Other oddities -- have Gwen and Owen split up is that what all the arguing is supposed to imply? Why just imply it, why not just say it? And why the hell after all the lovely scenes earlier in the series haven't we seen a proper break-up scene for Gwen and her boyfriend? The show seems determined to reduce every character to a plot point or cypher. Are they allergic to giving the characters convincing private lives? Most of the problems with this episode could have been solved with a reduction of the influence of Eugene's character and the introduction of a B-plot about Jack or Tosh or even Ianto.
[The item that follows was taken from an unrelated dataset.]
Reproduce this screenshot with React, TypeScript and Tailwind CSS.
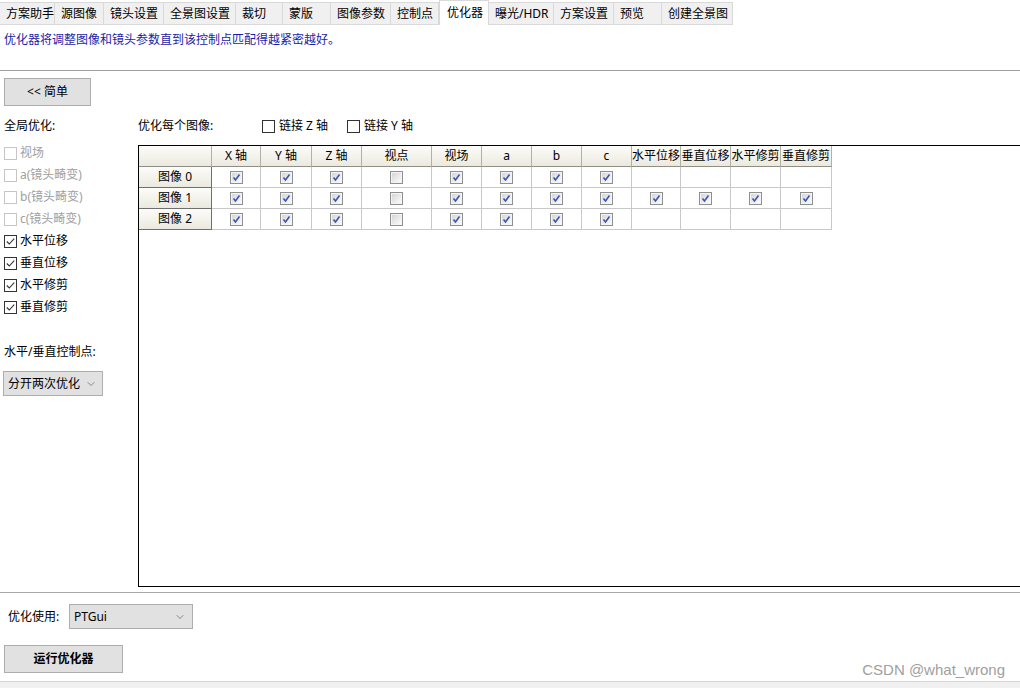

Marks were gained for the use of 'Starman' instead of 'Life on Mars', but what the hell was that thing during the autopsy sequence in The Hub? (and as a side note if they had cut him open wouldn't they have found the eye?) Well I know what it is thanks to Outpost Gallifrey - 'Hope There's Someone' by Antony and The Johnsons and in a different context I might have liked it, but here it just ruined the mood and was completely out of context. Love & Monsters had a coherent musical structure but this was just a mish-mash.

But taking the episode as it stands though, it simply wasn't as touching as it should have been even with all of that music layered in, for the reasons already listed and that bloody funeral scene at the end. You really have to have worked hard in the body of a drama to earn something like that and they didn't and as that poor actor graveled his way through even more of Danny Boy I was screaming at the screen for him to stop when I know I should be crying and didn't matter how much sob music was layered in afterwards, they'd lost me again.